On older Garbage material the band had less programming and editing software at their fingertips, but the approach remained the same. Perform, slice, dice, chop, edit, and re-edit.
“‘Silence Is Golden’ was live drums over some percussion. ‘Vow’ was live drums over programmed drums, and we ran the drums through a Boss pedal, and the whole kit through some weird filters. A lot of the first record the drums were run through lo-fi processing. ‘Only Happy When It Rains,’ there’s some live drums on top of these weird distorted samba loops from one of those cheap rhythm boxes. Then we ran a drum machine kick and clap and then I played kick and snare and hi-hat over top, overdubbed crashes later. ‘Stupid Girl’ samples The Clash’s ‘Train In Vain.’”
All this brings up a pressing question: How can understanding programming make drummers better musicians?

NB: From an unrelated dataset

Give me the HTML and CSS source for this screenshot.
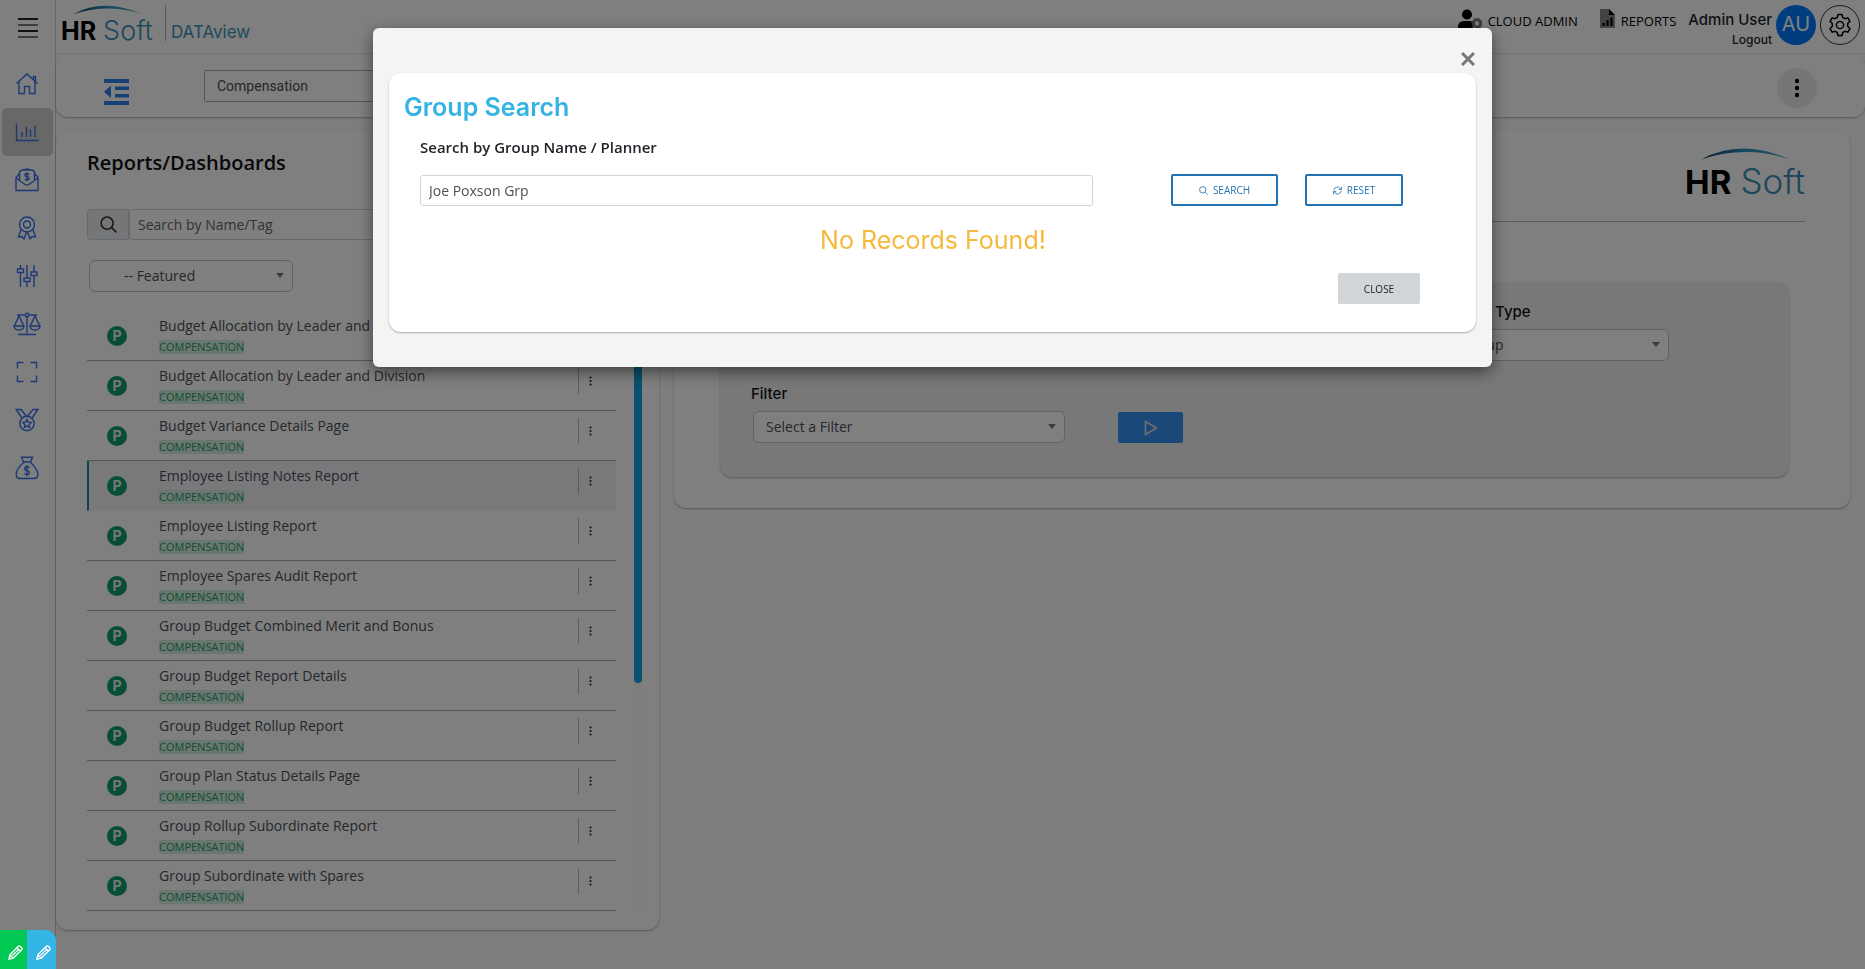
FILE: index.html
```html
<!DOCTYPE html>
<html lang="en">
<head>
<meta charset="utf-8">
<title>HRSoft DATAview</title>
<link rel="stylesheet" href="styles.css">
</head>
<body>
<svg class="defs" aria-hidden="true">
  <defs>
    <linearGradient id="arc-fill" x1="0" x2="1"><stop offset="0" stop-color="#12364e"/><stop offset=".5" stop-color="#2b8fc4"/><stop offset="1" stop-color="#49aebf"/></linearGradient>
    <symbol id="dots" viewBox="0 0 6 20"><circle cx="3" cy="3" r="2.2"/><circle cx="3" cy="10" r="2.2"/><circle cx="3" cy="17" r="2.2"/></symbol>
    <symbol id="glass" viewBox="0 0 16 16"><circle cx="6.7" cy="6.7" r="5.7"/><path d="M11 11l4.4 4.4"/></symbol>
    <symbol id="pencil" viewBox="0 0 16 16"><path d="M1 15l1-4.600L11 1.400q1-.8 2 0l1.600 1.600q.8 1 0 2L5.600 14zM9.600 3l3.400 3.400M2 10.400l3.600 3.600M4.800 11.200l6-6"/></symbol>
    <symbol id="arc" viewBox="0 0 88 12"><path d="M0 11.500Q40-10 88 11Q44-3 0 11.500z" fill="url(#arc-fill)"/></symbol>
  </defs>
</svg>
<div class="app">
  <aside class="sidebar">
    <button class="menu" aria-label="Menu"><i></i><i></i><i></i><i></i></button>
    <nav class="nav">
      <a href="#" aria-label="Home"><svg viewBox="0 0 24 24"><path d="M1.500 11.500L12 2l10.500 9.500M18.500 7.500V4.500h2v5M4 10v11.500h5.500V14.500h5v7H20V10"/></svg></a>
      <a href="#" class="active" aria-label="Reports"><svg viewBox="0 0 24 24"><path d="M1.500 3.500v17H24M7 17v-5M11.500 17V7M15.500 17V9.500M20 17V5.500"/></svg></a>
      <a href="#" aria-label="Pay letter"><svg viewBox="0 0 24 24"><path d="M4.500 5.500L1 9.500v13h22v-13l-3.500-4M1 10l9 6.500q2 1.200 4 0L23 10M4.500 12V4.500Q5 2 8 2h8q3 0 3.500 2.500V12M8 2l4-1 4 1M14 6.500q-.5-1-2-1-2 0-2 1.500t2 1.700 2 1.800-2 1.500-2-1M12 4.500v8.500"/></svg></a>
      <a href="#" aria-label="Awards"><svg viewBox="0 0 24 24"><circle cx="12" cy="8.500" r="7.500"/><circle cx="12" cy="8.500" r="3.500"/><path d="M6 13.500L3.500 21l3.500-.5 2 2.500 2.500-7M18 13.500l2.500 7.500-3.500-.5-2 2.500-2.500-7"/></svg></a>
      <a href="#" aria-label="Settings"><svg viewBox="0 0 24 24"><path d="M5.500 1v4M5.500 8.500V23M12 1v13M12 17.500V23M19 1v7M19 11.500V23"/><rect x="2.500" y="5" width="6" height="3.500"/><rect x="9" y="14" width="6" height="3.500"/><rect x="16" y="8" width="6" height="3.500"/></svg></a>
      <a href="#" aria-label="Balance"><svg class="wide" viewBox="0 0 28 24"><path d="M4 3h7.500M16.500 3H24M14 4.500V21.500M5 22.500h18M6 4L1.200 14h9.600zM22 4l-4.800 10h9.600zM1 14q.5 4 5 4t5-4zM17 14q.5 4 5 4t5-4z"/><circle cx="14" cy="3" r="1.800"/></svg></a>
      <a href="#" aria-label="Full screen"><svg viewBox="0 0 24 24"><path d="M2.500 8.500v-6h6M15.500 2.500h6v6M21.500 15.500v6h-6M8.500 21.500h-6v-6"/></svg></a>
      <a href="#" aria-label="Medals"><svg viewBox="0 0 24 24"><circle cx="12" cy="15.500" r="7.200"/><path d="M7 10L1 1.500h5l5.500 6.700M17 10l6-8.500h-5L12.500 8.200M12 11.500l1.300 2.600 2.800.4-2 2 .5 2.800-2.600-1.300-2.600 1.300.5-2.800-2-2 2.800-.4z"/></svg></a>
      <a href="#" aria-label="Budget"><svg viewBox="0 0 24 24"><path d="M8.500 6L6.500 1.200h11L15.500 6zM8.500 6.500C4.500 10 1.200 14 1.200 18.500q0 4 4 4h13.600q4 0 4-4c0-4.500-3.300-8.500-7.300-12M14.500 12q-.7-1.200-2.500-1.200-2.300 0-2.300 1.800t2.300 2 2.500 2-2.500 1.900q-2 0-2.600-1.300M12 9v11.500"/></svg></a>
    </nav>
  </aside>

  <div class="main">
    <header class="header">
      <a href="#" class="logo" aria-label="HRSoft"><svg class="arc"><use href="#arc"/></svg><span class="word"><b>HR</b><span>Soft</span></span></a>
      <span class="product">DATAview</span>
      <nav class="top-links">
        <a href="#"><svg class="user-icon" viewBox="0 0 24 24"><circle cx="9" cy="5.500" r="5"/><path d="M0 24v-6q0-6 6-6h6q2 0 3 1.500V24z"/><circle cx="19" cy="14.500" r="3.600" fill="none" stroke="#777" stroke-width="2.800"/><circle cx="19" cy="14.500" r="4.800" fill="none" stroke="#777" stroke-width="1.600" stroke-dasharray="2 1.770"/></svg>CLOUD ADMIN</a>
        <a href="#"><svg class="report-icon" viewBox="0 0 15 19"><path d="M0 0h9l6 6v13H0z" fill="#888"/><path d="M9 0l6 6H9z"/><path d="M3.500 17v-3M7.500 17v-6M11.500 17V8.500" stroke="#000" stroke-width="2.200"/></svg>REPORTS</a>
      </nav>
      <div class="who"><strong>Admin User</strong><a href="#">Logout</a></div>
      <span class="avatar">AU</span>
      <button class="gear" aria-label="Settings"><svg viewBox="0 0 24 24"><path d="M10 1.500h4l.7 3 2.200 1.200 3-.9 2 3.500-2.200 2.200v2.800l2.200 2.300-2 3.500-3-.9-2.200 1.300-.7 3h-4l-.7-3-2.200-1.300-3 .9-2-3.500 2.200-2.300v-2.800L2.100 8.300l2-3.500 3 .9L9.300 4.500z"/><circle cx="12" cy="12" r="3.600"/></svg></button>
    </header>

    <section class="toolbar card">
      <button class="collapse" aria-label="Collapse list"><svg viewBox="0 0 25 26"><path d="M0 0h25v4H0zM11 7.500h14v3.500H11zM11 15h14v3.500H11zM0 22h25v4H0zM7 6.500v12.500L0 12.800z"/></svg></button>
      <label class="module"><select aria-label="Module"><option>Compensation</option></select></label>
      <button class="more" aria-label="More"><svg><use href="#dots"/></svg></button>
    </section>

    <div class="panels">
      <section class="reports card">
        <h1>Reports/Dashboards</h1>
        <div class="find"><button aria-label="Search"><svg><use href="#glass"/></svg></button><input type="text" aria-label="Search reports" placeholder="Search by Name/Tag"></div>
        <label class="pick featured"><select aria-label="Category"><option>-- Featured</option></select></label>
        <div class="scroller">
          <ul class="list">
            <li><span class="badge">P</span><div class="name"><a href="#">Budget Allocation by Leader and Department</a><small>COMPENSATION</small></div><button aria-label="Actions"><svg><use href="#dots"/></svg></button></li>
            <li><span class="badge">P</span><div class="name"><a href="#">Budget Allocation by Leader and Division</a><small>COMPENSATION</small></div><button aria-label="Actions"><svg><use href="#dots"/></svg></button></li>
            <li><span class="badge">P</span><div class="name"><a href="#">Budget Variance Details Page</a><small>COMPENSATION</small></div><button aria-label="Actions"><svg><use href="#dots"/></svg></button></li>
            <li class="selected"><span class="badge">P</span><div class="name"><a href="#">Employee Listing Notes Report</a><small>COMPENSATION</small></div><button aria-label="Actions"><svg><use href="#dots"/></svg></button></li>
            <li><span class="badge">P</span><div class="name"><a href="#">Employee Listing Report</a><small>COMPENSATION</small></div><button aria-label="Actions"><svg><use href="#dots"/></svg></button></li>
            <li><span class="badge">P</span><div class="name"><a href="#">Employee Spares Audit Report</a><small>COMPENSATION</small></div><button aria-label="Actions"><svg><use href="#dots"/></svg></button></li>
            <li><span class="badge">P</span><div class="name"><a href="#">Group Budget Combined Merit and Bonus</a><small>COMPENSATION</small></div><button aria-label="Actions"><svg><use href="#dots"/></svg></button></li>
            <li><span class="badge">P</span><div class="name"><a href="#">Group Budget Report Details</a><small>COMPENSATION</small></div><button aria-label="Actions"><svg><use href="#dots"/></svg></button></li>
            <li><span class="badge">P</span><div class="name"><a href="#">Group Budget Rollup Report</a><small>COMPENSATION</small></div><button aria-label="Actions"><svg><use href="#dots"/></svg></button></li>
            <li><span class="badge">P</span><div class="name"><a href="#">Group Plan Status Details Page</a><small>COMPENSATION</small></div><button aria-label="Actions"><svg><use href="#dots"/></svg></button></li>
            <li><span class="badge">P</span><div class="name"><a href="#">Group Rollup Subordinate Report</a><small>COMPENSATION</small></div><button aria-label="Actions"><svg><use href="#dots"/></svg></button></li>
            <li><span class="badge">P</span><div class="name"><a href="#">Group Subordinate with Spares</a><small>COMPENSATION</small></div><button aria-label="Actions"><svg><use href="#dots"/></svg></button></li>
          </ul>
          <div class="track"><div class="thumb"></div></div>
        </div>
      </section>

      <section class="detail card">
        <div class="detail-head"><span class="logo large"><svg class="arc"><use href="#arc"/></svg><span class="word"><b>HR</b><span>Soft</span></span></span></div>
        <form class="filters">
          <div class="field type"><label for="type">Group Type</label><span class="pick"><select id="type"><option>Group</option></select></span></div>
          <div class="run-row">
            <div class="field filter"><label for="filter">Filter</label><span class="pick"><select id="filter"><option>Select a Filter</option></select></span></div>
            <button type="button" class="run" aria-label="Run"><svg viewBox="0 0 14 16"><path d="M1.500 1.500v13L12.500 8z"/></svg></button>
          </div>
        </form>
      </section>
    </div>
  </div>
</div>

<div class="overlay">
  <div class="modal" role="dialog" aria-modal="true" aria-labelledby="modal-title">
    <button class="dismiss" aria-label="Dismiss"><svg viewBox="0 0 14 14"><path d="M1 1l12 12M13 1L1 13"/></svg></button>
    <div class="modal-card card">
      <h2 id="modal-title">Group Search</h2>
      <form class="search-form">
        <label for="group">Search by Group Name / Planner</label>
        <div class="search-row">
          <input id="group" type="text" value="Joe Poxson Grp">
          <button type="button" class="outline"><svg><use href="#glass"/></svg>SEARCH</button>
          <button type="button" class="outline reset"><svg viewBox="0 0 16 16"><path d="M1.500 7.500A6.300 6.300 0 0 1 13 4.500l1.500 1.500M15 1.500V6.200h-4.700M14.500 8.500A6.300 6.300 0 0 1 3 11.500L1.500 10M1 14.500V9.800h4.700"/></svg>RESET</button>
        </div>
        <p class="empty">No Records Found!</p>
        <div class="actions"><button type="button" class="close">CLOSE</button></div>
      </form>
    </div>
  </div>
</div>
<div class="editors">
  <button aria-label="Edit page"><svg><use href="#pencil"/></svg></button>
  <button class="blue" aria-label="Edit text"><svg><use href="#pencil"/></svg></button>
</div>
</body>
</html>
```
FILE: styles.css
```css
* { box-sizing: border-box; }
body { margin: 0; background: #fafafa; color: #212529; font: 14px/20px "Open Sans", sans-serif; }
button, input, select { font: inherit; color: inherit; }
button { padding: 0; border: 0; background: none; display: flex; align-items: center; justify-content: center; }
a { color: inherit; text-decoration: none; }
svg { fill: none; stroke: currentColor; }
.defs { position: absolute; width: 0; height: 0; }
.card { background: #fff; border-radius: 12px; box-shadow: 0 1px 2px rgba(0,0,0,.3); }

.app { display: grid; grid-template-columns: 56px 1fr; min-height: 100vh; }
.sidebar { border-right: 1px solid #ccc; background: #fff; padding: 18px 2px; }
.menu { flex-direction: column; gap: 4px; margin-left: 16px; }
.menu i { width: 20px; height: 2px; background: #222; }
.menu i:nth-child(even) { background: #777; }
.nav { display: flex; flex-direction: column; margin-top: 22px; }
.nav a { height: 48px; display: flex; align-items: center; justify-content: center; color: #3672e8; border-radius: 5px; padding-right: 2px; }
.nav .active { background: #d0d0d0; }
.nav svg { width: 24px; height: 24px; stroke-width: 1.400; }
.nav .wide { width: 28px; }

.header { display: flex; height: 54px; background: #fff; border-bottom: 1px solid #e8e8e8; padding: 5px 5px 0; }
.logo { display: flex; flex-direction: column; font-family: Inter, sans-serif; }
.arc { width: 68px; height: 10px; align-self: center; stroke: none; }
.word { display: flex; align-items: baseline; gap: 7px; font-size: 27px; line-height: 32px; color: #3c8fb8; font-weight: 300; }
.word b { color: #000; font-size: 25px; font-weight: 700; }
.product { margin-left: 12px; height: 36px; border-left: 1px solid #aaa; padding: 15px 0 0 5px; font: 17px/24px Inter, sans-serif; color: #3c93b8; }
.top-links { margin-left: auto; display: flex; gap: 22px; color: #000; font-size: 13px; line-height: 33px; }
.top-links a { display: flex; gap: 6px; }
.user-icon, .report-icon { fill: #000; stroke: none; margin-top: 4px; }
.user-icon { width: 24px; height: 24px; }
.report-icon { width: 15px; height: 19px; }
.who { display: flex; flex-direction: column; align-items: flex-end; margin: 5px 4px 0 12px; font: 12px/20px Inter, sans-serif; }
.who strong { font-size: 15px; font-weight: 500; }
.who a { font-weight: 500; }
.avatar { width: 40px; height: 40px; border-radius: 50%; background: #007bff; color: #fff; font: 20px/38px Inter, sans-serif; text-align: center; }
.gear { width: 40px; height: 40px; margin-left: 4px; border: 1px solid #333; border-radius: 50%; color: #000; }
.gear svg { width: 24px; height: 24px; stroke-width: 1.500; }

.toolbar { display: flex; align-items: center; height: 63px; padding: 0 48px; }
.collapse { color: #2f80ed; margin-top: 12px; }
.collapse svg { width: 25px; height: 26px; fill: currentColor; stroke: none; }
.module { margin-left: 75px; width: 420px; }
.module select { width: 100%; height: 32px; padding: 0 12px; appearance: none; border: 1px solid #aaa; border-radius: 2px; background: #fff; font: 14px Roboto, sans-serif; color: #495057; }
.more { margin-left: auto; margin-top: 4px; width: 40px; height: 40px; border-radius: 50%; background: #ececec; color: #000; }
.more svg { width: 6px; height: 20px; fill: currentColor; stroke: none; }

.panels { display: grid; grid-template-columns: 603fr 1176fr; gap: 15px; margin: 14px 15px 0 0; align-items: start; }
.reports { padding: 17px 17px 19px 31px; }
h1 { margin: 0; font-size: 20px; line-height: 30px; font-weight: 600; color: #111; }
.find { display: flex; margin: 31px 25px 0 0; height: 31px; }
.find button { width: 42px; border: 1px solid #ced4da; border-radius: 4px 0 0 4px; background: #e9ecef; color: #333; }
.find svg { width: 17px; height: 17px; stroke-width: 1.500; }
.find input { flex: 1; border: 1px solid #ced4da; border-radius: 4px; padding: 0 8px; background: #fff; }
.find input::placeholder { color: #666; opacity: 1; }
.pick { display: block; position: relative; }
.pick select { width: 100%; height: 32px; appearance: none; border: 1px solid #c4c4c4; border-radius: 6px; background: #fff; color: #495057; padding: 0 12px; }
.pick::after { content: ""; position: absolute; right: 9px; top: 13px; border: 4px solid transparent; border-top: 5px solid #777; border-bottom: 0; }
.featured { width: 204px; margin: 20px 0 0 2px; }
.featured select { padding-left: 34px; }
.scroller { display: flex; justify-content: space-between; margin-top: 19px; }
.list { list-style: none; margin: 0; padding: 0; flex: 1; }
.list li { display: flex; height: 50px; border-bottom: 1px solid #aaa; padding-left: 20px; }
.list .selected { background: #f3f3f7; border-bottom-color: #f3f3f7; border-left: 2px solid #1a86a8; padding-left: 18px; }
.badge { width: 20px; height: 20px; margin-top: 15px; border-radius: 50%; background: #0d9f6a; color: #eee; font: 700 14px/20px Inter, sans-serif; text-align: center; }
.name { display: flex; flex-direction: column; align-items: flex-start; margin-left: 32px; flex: 1; padding-top: 5px; color: #495057; }
.name small { font-size: 11px; line-height: 14px; margin-top: 4px; background: #d4eee1; color: #1f9a6a; }
.list button { width: 38px; height: 26px; margin-top: 7px; padding-right: 15px; border-left: 1px solid #bbb; color: #222; }
.list button svg { width: 3px; height: 10px; fill: currentColor; stroke: none; }
.track { width: 8px; margin-left: 18px; background: #fafafa; border-radius: 4px; }
.thumb { height: 62%; background: #12a0dc; border-radius: 4px; }

.detail { padding: 17px 45px 31px; }
.detail-head { display: flex; justify-content: flex-end; height: 74px; border-bottom: 1px solid #b8b8b8; }
.large .arc { width: 88px; height: 12px; }
.large .word { font-size: 35px; line-height: 42px; gap: 9px; }
.large .word b { font-size: 33px; }
.filters { margin: 60px 16px 0 1px; padding: 20px 31px 34px; background: #f0f0f0; border-radius: 12px; box-shadow: 0 1px 2px rgba(0,0,0,.3); }
.field label { display: block; font: 500 15px/20px Inter, sans-serif; color: #111; }
.field .pick { margin: 7px 0 0 2px; }
.type { width: 222px; margin-left: 696px; }
.run-row { display: flex; align-items: flex-end; gap: 53px; margin-top: 23px; }
.filter { width: 314px; }
.run { width: 65px; height: 31px; border-radius: 2px; background: #3490f0; color: #ddd; }
.run svg { width: 14px; height: 16px; stroke-width: 1.700; }

.overlay { position: fixed; inset: 0; background: rgba(0,0,0,.5); display: flex; justify-content: center; align-items: flex-start; padding-top: 28px; }
.modal { width: 60%; background: #f4f4f4; border-radius: 6px; padding: 23px 16px 35px; box-shadow: 0 5px 15px rgba(0,0,0,.5); }
.dismiss { margin-left: auto; width: 16px; height: 16px; color: #777; margin-bottom: 6px; }
.dismiss svg { width: 14px; height: 14px; stroke-width: 3; }
.modal-card { padding: 17px 15px 28px; }
h2 { margin: 0; font: 600 25px/34px Inter, sans-serif; color: #35b3e2; }
.search-form { padding: 12px 0 0 16px; }
.search-form label { display: block; font-size: 15px; line-height: 22px; font-weight: 600; }
.search-row { display: flex; align-items: center; margin-top: 16px; padding-right: 58px; }
.search-row input { flex: 1; height: 31px; border: 1px solid #ced4da; border-radius: 3px; padding: 0 8px; color: #495057; }
.outline { width: 107px; height: 32px; margin-left: 78px; border: 2px solid #1f73b5; border-radius: 2px; background: #fff; color: #1f73b5; font-size: 10px; gap: 5px; }
.outline svg { width: 9px; height: 9px; stroke-width: 1.500; overflow: visible; }
.outline.reset { width: 98px; margin-left: 27px; }
.empty { margin: 18px 15px 0 0; text-align: center; font: 25px/32px Inter, sans-serif; color: #f5b93c; }
.actions { display: flex; justify-content: flex-end; margin: 17px 41px 0 0; }
.close { width: 82px; height: 31px; border-radius: 2px; background: #d1d5d8; font-size: 10px; color: #212529; }

.editors { position: fixed; left: 0; bottom: 0; display: flex; color: #fff; }
.editors button { width: 27px; height: 39px; background: #00c853; padding: 6px 0 0 3px; }
.editors .blue { width: 29px; background: #33b5e5; border-radius: 0 10px 0 0; }
.editors svg { width: 15px; height: 15px; stroke-width: 1.500; }
```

“With programming you can come up with ideas that you can’t possibly play!” he laughs. “And if you do that then you have to figure out how to play it, whether it’s chopped up or a pattern you would never play normally. Sometimes it’s good to have a non-drummer program a drum machine by hitting some pads. You’d be surprised what they come up with. It’s wrong and off in terms of a natural feel but sometimes they will come up with something that sounds interesting and fresh. And whenever you program something you can’t play, you have to figure it out. ‘Can I play that? Or at least figure out something that will work with that, then play over the top of the programmed part so the two parts work in sync?’ That can be an exciting thing, to free your head up from things you would normally fall into.”